裁判所は、被害者の子が自分の鉛筆を返してほしいと言っていたのに対し、児童が鉛筆の尖った芯を上に向けて手に持ち、被害者の子の顔の付近で手を振った行為につき、危険なものであって不法行為に該当すると認定していますが、児童の責任能力を否定し、児童本人の賠償責任は認めませんでした。

その上で、児童の両親の監督責任について、
『本件事故は、鉛筆という小学生が常日頃使用する物の取扱いに関し、相手に負傷させることが当然予想されるような危険な行為を行ったがゆえに生じたのであり、しかも、(隣の子から鉛筆を)何度も返してほしいと言われたにもかかわらず、これを返さなかったことに起因して生じたものであることからすれば、本件事故が全くの偶発的事故であるとは評価することができず、児童の個人的な注意能力の不備と性格上の問題があいまって派生したものであると評価できる。』
『児童の両親が、児童に対し、日頃家庭において物の取扱い方や人とのコミュニケーションについて十分に注意するよう指導監督を尽くしたとは認められない。』
とし、児童の両親が監督義務を怠っていなかったとはいえないと判断しています。


次に、ケンカの事例ではありませんが、小学5年生の児童が自転車を走行中、歩行者と衝突し、歩行者が意識不明の重体となってしまった事故で、児童の母親に合計約9500万円の賠償責任が認められた裁判例(神戸地裁平成25年7月4日判決)がありますが、この事件でも、母親が子に対する監督義務を怠っていなかったかどうかが争点となっていました。

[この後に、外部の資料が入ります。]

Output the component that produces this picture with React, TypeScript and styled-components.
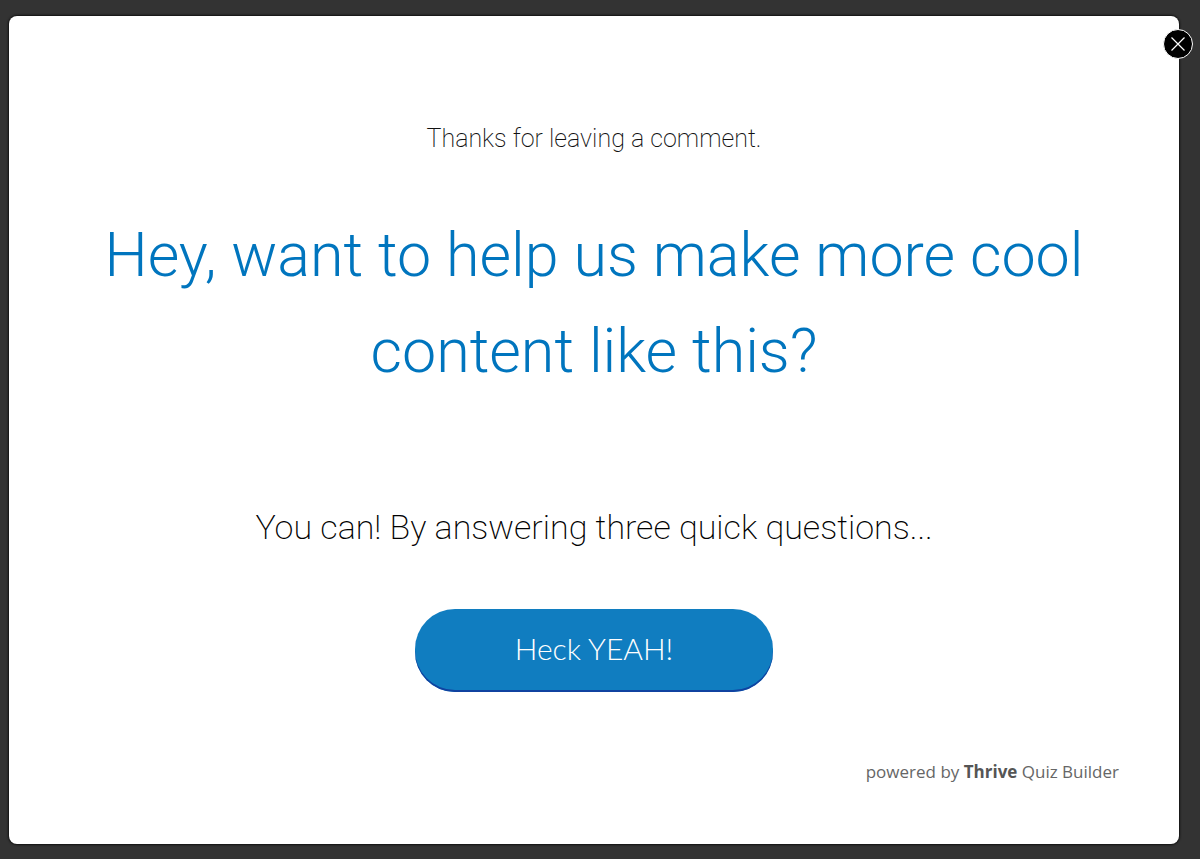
import React from "react";
import styled, { createGlobalStyle } from "styled-components";

const GlobalStyle = createGlobalStyle`
  *, *::before, *::after { box-sizing: border-box; }
  body { margin: 0; background: #333333; }
`;

const Backdrop = styled.div`
  min-height: 100vh;
  display: flex;
  padding: 16px 21px 15px 9px;
  background: #333333;
`;

const Dialog = styled.main`
  position: relative;
  flex: 1;
  display: flex;
  flex-direction: column;
  align-items: center;
  padding: 101px 60px 60px;
  background: #ffffff;
  border-radius: 8px;
  box-shadow: 0 0 2px 1px #111111;
  font-family: Roboto, sans-serif;
  font-weight: 300;
  text-align: center;
`;

const CloseButton = styled.button`
  position: absolute;
  top: 13px;
  right: -14px;
  width: 30px;
  height: 30px;
  display: grid;
  place-items: center;
  padding: 0;
  border: 1px solid #ffffff;
  border-radius: 50%;
  background: #000000;
  cursor: pointer;
`;

const Lead = styled.p`
  margin: 0;
  font-size: 25px;
  font-weight: 200;
  line-height: 44px;
  color: #111111;
`;

const Title = styled.h1`
  margin: 46px 0 0;
  font-size: 61px;
  font-weight: 300;
  line-height: 96px;
  color: #0075be;
`;

const Invite = styled.p`
  margin: 100px 0 0;
  font-size: 34px;
  font-weight: 200;
  line-height: 56px;
  color: #000000;
`;

const StartButton = styled.button`
  width: 358px;
  max-width: 100%;
  height: 83px;
  margin-top: 54px;
  padding: 0 0 6px;
  border: 0;
  border-radius: 40px;
  background: #107dc0;
  box-shadow: inset 0 -2px 0 #1042a0;
  color: #ffffff;
  font-family: Lato, sans-serif;
  font-size: 30px;
  font-weight: 300;
  cursor: pointer;
`;

const Credit = styled.footer`
  align-self: flex-end;
  margin-top: auto;
  font-family: "Open Sans", sans-serif;
  font-size: 17px;
  font-weight: 400;
  line-height: 24px;
  color: #666666;
`;

const Brand = styled.strong`
  font-weight: 700;
  color: #555555;
`;

export default function App() {
  return (
    <>
      <GlobalStyle />
      <Backdrop>
        <Dialog role="dialog" aria-labelledby="invite-title">
          <CloseButton type="button" aria-label="Close">
            <svg width="14" height="14" viewBox="0 0 14 14" fill="none" stroke="#ffffff" strokeWidth="1.2">
              <path d="M.5.5L13.5 13.5M13.5.5L.5 13.5" />
            </svg>
          </CloseButton>
          <Lead>Thanks for leaving a comment.</Lead>
          <Title id="invite-title">Hey, want to help us make more cool content like this?</Title>
          <Invite>You can! By answering three quick questions...</Invite>
          <StartButton type="button">Heck YEAH!</StartButton>
          <Credit>
            powered by <Brand>Thrive</Brand> Quiz Builder
          </Credit>
        </Dialog>
      </Backdrop>
    </>
  );
}
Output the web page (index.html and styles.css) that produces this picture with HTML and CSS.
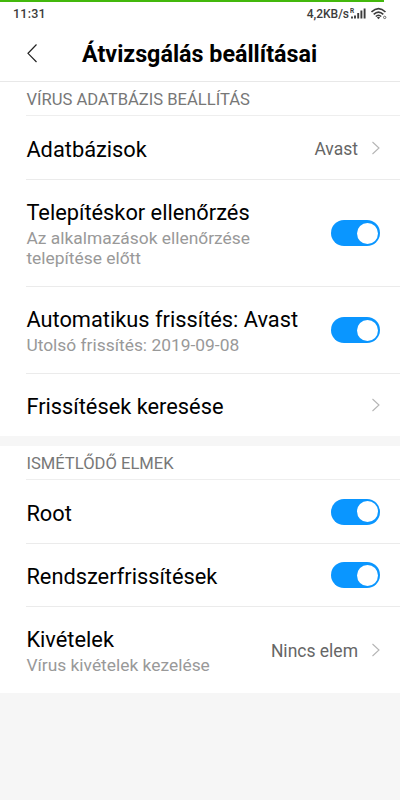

裁判所は、児童が事故時、前方注視義務を果たしていなかったこと、相当程度の勾配のある道路を速い速度で走行していたこと、ヘルメットを着用していなかったこと等の事情を重視し、母親が児童に対して自転車の運転に関する十分な指導や注意をしていたとはいえず監督義務を果たしていなかったことは明らかであると判断しています。


これらの裁判例からは、親の子に対する監督義務とは、日常どのような指導や注意を行っていたかという一般的な監督として考えられていること、そして、問題となる子の行為(不法行為)が客観的にみて、第三者の生命・身体等に損害を与えてしまう危険性が高いような場合には、子がそのような行為を行っていること自体から、親が日常における子の監督義務を果たしていたとはいえないと判断されているように感じられます。

親の責任は重いです。

「ケンカをしたら、とにかく絶対に負けるな!」
などと、子どもが小さい頃からハッパをかけている親御さんもいるかもしれませんが、ケンカで生じる結果について自分が全責任を負う覚悟があるのでなければ、このようなことは軽々しく口には出来ないと思います。


なお、ご記憶の方も多いと思いますが、最近、児童が小学校の校庭に設置されていたサッカーゴールに向けてフリーキックの練習をしていたところ、ボールが校外に転がって重大な交通事故につながってしまったという事故で、児童の親が監督義務を怠っていなかったとして、親の賠償責任が否定された最高裁の判決(最高裁平成27年4月9日判決)が話題になりました。

この判決は、親の監督義務が否定された珍しい判決として、テレビ等でも大きく取り上げられました。

この判決については、あらためて触れてみたいと思っていますが、最高裁は、
『責任能力のない未成年者の親権者は、その直接的な監視下にない子の行動について、人身に危険が及ばないよう注意して行動するよう日頃から指導監督する義務があると解されるが、本件ゴールに向けたフリーキックの練習は、通常は人身に危険が及ぶような行為であるとはいえない。』
『通常は人身に危険が及ぶものとはみられない行為によってたまたま人身に損害を生じさせた場合は、当該行為について具体的に予見可能であるなど特別の事情が認められない限り、子に対する監督義務を尽くしていなかったとすべきではない。』
と判断しており、当該児童の行為(サッカーの練習)には通常、危険性が認められないといった具体的な事情が重視された裁判例であって、子どもが暴力行為のような客観的にみて危険と考えられる行為によって第三者に損害を与えた場合にも親の賠償責任を限定すべきとしたものではないように思われます。


子どものケンカに関しては、他にも、子どもが中学生以上で責任能力が認められる場合には親は賠償責任を負わないのか、学校の責任は認められないのかといった点も問題になりますが、これらの点についてはまたの機会に考えてみたいと思います。